◆ WHAT YOU SHOULD DO ◆
Find each line with "React" and copy it.

◆ DATA EXCERPT ◆

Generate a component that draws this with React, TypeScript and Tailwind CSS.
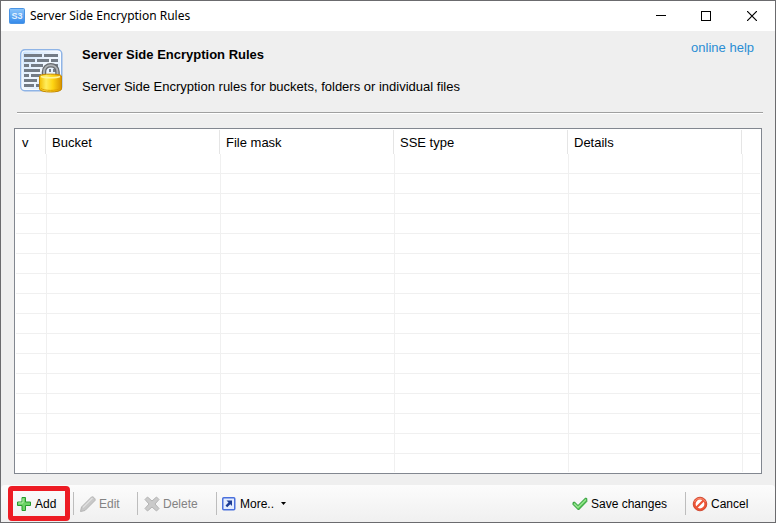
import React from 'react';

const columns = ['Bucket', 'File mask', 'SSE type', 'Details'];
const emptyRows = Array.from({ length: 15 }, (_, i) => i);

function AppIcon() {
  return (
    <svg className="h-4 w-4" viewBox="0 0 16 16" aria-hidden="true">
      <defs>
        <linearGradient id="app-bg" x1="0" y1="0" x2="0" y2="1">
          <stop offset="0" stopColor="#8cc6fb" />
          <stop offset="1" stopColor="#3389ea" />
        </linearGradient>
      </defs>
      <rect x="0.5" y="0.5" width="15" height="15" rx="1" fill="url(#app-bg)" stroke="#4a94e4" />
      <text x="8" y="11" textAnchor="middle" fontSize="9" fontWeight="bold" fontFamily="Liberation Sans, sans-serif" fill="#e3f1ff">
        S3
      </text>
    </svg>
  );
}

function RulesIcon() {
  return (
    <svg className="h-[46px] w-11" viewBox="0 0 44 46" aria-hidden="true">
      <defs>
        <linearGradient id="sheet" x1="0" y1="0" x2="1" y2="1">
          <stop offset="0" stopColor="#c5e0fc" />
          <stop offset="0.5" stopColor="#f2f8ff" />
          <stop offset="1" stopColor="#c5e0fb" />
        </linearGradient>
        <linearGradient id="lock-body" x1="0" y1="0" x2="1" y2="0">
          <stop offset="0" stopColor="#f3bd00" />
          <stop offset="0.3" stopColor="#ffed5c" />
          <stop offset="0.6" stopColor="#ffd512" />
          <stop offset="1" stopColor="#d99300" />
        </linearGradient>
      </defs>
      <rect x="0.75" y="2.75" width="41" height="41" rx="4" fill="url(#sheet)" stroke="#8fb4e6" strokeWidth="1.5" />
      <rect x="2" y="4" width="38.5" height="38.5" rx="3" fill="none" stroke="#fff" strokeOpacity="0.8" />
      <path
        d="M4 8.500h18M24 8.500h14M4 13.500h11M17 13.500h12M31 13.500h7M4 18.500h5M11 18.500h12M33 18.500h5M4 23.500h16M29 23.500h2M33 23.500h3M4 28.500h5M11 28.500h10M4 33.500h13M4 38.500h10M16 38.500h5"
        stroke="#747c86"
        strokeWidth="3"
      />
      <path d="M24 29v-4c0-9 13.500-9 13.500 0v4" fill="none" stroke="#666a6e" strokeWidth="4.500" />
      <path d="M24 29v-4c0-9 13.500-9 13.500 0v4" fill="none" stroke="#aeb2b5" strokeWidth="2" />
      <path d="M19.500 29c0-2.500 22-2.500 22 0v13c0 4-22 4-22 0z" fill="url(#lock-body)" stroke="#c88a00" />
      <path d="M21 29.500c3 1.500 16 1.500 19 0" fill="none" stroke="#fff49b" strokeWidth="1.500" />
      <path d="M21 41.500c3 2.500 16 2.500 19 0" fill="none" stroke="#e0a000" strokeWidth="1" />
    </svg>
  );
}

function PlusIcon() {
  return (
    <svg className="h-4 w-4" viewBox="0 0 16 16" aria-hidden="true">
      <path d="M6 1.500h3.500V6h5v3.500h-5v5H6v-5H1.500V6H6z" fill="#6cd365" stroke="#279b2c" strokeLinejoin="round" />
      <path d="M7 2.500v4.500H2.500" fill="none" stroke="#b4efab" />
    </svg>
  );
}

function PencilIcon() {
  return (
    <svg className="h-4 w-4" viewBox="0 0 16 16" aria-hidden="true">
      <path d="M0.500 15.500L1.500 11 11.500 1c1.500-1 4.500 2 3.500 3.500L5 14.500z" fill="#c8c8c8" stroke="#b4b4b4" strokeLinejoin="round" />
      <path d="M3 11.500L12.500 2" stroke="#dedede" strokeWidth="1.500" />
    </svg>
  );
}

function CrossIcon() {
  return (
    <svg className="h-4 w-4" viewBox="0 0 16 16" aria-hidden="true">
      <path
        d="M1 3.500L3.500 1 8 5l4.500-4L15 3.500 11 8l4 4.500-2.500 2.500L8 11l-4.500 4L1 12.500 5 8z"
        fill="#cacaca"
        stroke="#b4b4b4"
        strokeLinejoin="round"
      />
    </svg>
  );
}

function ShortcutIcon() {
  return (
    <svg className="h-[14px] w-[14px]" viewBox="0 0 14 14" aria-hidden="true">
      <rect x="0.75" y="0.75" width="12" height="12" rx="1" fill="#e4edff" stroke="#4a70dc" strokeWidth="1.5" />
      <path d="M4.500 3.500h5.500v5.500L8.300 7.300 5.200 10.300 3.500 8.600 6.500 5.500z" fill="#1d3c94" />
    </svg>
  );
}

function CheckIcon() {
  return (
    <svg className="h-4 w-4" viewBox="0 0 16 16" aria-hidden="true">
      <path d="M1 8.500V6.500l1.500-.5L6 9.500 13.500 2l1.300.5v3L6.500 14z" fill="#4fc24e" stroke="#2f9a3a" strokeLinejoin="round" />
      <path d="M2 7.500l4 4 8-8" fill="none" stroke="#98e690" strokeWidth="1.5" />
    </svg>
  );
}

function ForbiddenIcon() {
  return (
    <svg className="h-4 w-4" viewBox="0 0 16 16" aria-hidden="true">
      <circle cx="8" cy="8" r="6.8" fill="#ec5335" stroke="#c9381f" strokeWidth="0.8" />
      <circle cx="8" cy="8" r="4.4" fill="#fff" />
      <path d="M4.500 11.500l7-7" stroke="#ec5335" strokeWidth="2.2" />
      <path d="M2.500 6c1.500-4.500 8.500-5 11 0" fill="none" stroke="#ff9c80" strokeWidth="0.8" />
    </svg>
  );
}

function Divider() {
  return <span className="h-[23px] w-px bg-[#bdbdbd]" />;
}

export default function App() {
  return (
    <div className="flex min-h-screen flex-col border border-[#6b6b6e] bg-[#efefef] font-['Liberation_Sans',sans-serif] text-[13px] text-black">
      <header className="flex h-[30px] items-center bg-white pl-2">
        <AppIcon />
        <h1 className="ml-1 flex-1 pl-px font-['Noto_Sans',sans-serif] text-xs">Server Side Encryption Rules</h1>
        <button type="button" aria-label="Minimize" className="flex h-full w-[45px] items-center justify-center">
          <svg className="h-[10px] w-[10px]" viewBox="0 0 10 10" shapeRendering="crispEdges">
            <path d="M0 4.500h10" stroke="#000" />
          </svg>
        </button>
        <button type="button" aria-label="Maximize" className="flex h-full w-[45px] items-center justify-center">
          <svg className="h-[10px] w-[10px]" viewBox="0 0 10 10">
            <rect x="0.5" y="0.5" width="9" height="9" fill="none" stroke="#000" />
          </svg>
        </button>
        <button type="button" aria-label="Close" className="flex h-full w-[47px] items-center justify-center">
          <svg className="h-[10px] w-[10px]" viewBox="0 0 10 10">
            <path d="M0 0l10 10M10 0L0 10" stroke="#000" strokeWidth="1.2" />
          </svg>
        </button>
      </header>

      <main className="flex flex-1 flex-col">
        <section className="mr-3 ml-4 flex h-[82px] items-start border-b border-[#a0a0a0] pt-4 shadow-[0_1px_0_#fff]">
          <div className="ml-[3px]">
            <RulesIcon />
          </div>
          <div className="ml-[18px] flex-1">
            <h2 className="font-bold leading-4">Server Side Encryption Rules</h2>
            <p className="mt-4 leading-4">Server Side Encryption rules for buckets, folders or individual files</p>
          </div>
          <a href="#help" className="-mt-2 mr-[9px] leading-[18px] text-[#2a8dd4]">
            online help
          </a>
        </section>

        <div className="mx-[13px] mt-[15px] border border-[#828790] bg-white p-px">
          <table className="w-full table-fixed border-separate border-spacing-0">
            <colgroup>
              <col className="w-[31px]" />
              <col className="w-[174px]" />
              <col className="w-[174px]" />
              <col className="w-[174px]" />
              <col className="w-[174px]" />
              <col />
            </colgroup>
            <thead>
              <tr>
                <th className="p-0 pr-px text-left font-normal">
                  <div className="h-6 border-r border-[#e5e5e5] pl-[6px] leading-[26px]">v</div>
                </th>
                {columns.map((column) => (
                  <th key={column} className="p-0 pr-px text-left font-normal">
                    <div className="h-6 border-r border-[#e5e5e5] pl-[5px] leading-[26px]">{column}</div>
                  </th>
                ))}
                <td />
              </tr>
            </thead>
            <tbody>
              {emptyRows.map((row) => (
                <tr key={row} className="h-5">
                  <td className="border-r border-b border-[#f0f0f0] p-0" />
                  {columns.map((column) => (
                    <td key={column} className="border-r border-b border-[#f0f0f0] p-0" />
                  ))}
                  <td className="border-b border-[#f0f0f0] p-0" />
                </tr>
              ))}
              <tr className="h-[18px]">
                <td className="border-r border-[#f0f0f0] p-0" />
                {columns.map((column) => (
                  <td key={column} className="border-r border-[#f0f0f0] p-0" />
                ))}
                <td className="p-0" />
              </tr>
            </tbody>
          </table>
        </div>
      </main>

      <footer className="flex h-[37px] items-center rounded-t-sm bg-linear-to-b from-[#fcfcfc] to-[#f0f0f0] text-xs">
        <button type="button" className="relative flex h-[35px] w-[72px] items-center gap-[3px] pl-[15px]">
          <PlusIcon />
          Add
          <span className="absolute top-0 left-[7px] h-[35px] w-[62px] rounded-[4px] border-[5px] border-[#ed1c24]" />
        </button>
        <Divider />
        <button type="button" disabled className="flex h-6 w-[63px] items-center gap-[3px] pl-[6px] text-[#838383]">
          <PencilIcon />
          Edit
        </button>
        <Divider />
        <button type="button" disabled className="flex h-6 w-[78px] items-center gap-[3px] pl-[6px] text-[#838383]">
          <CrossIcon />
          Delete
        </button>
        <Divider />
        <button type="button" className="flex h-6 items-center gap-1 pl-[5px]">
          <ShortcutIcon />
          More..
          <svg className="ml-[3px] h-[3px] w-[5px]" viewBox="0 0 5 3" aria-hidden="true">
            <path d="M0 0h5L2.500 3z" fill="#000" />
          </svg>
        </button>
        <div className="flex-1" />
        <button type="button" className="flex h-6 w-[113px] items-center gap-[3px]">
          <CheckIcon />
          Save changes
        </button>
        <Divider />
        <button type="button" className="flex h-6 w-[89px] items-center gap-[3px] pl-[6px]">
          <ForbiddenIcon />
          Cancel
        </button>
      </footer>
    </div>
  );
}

◆ OUTPUT FOR THIS TASK ◆
Generate a component that draws this with React, TypeScript and Tailwind CSS.
import React from 'react';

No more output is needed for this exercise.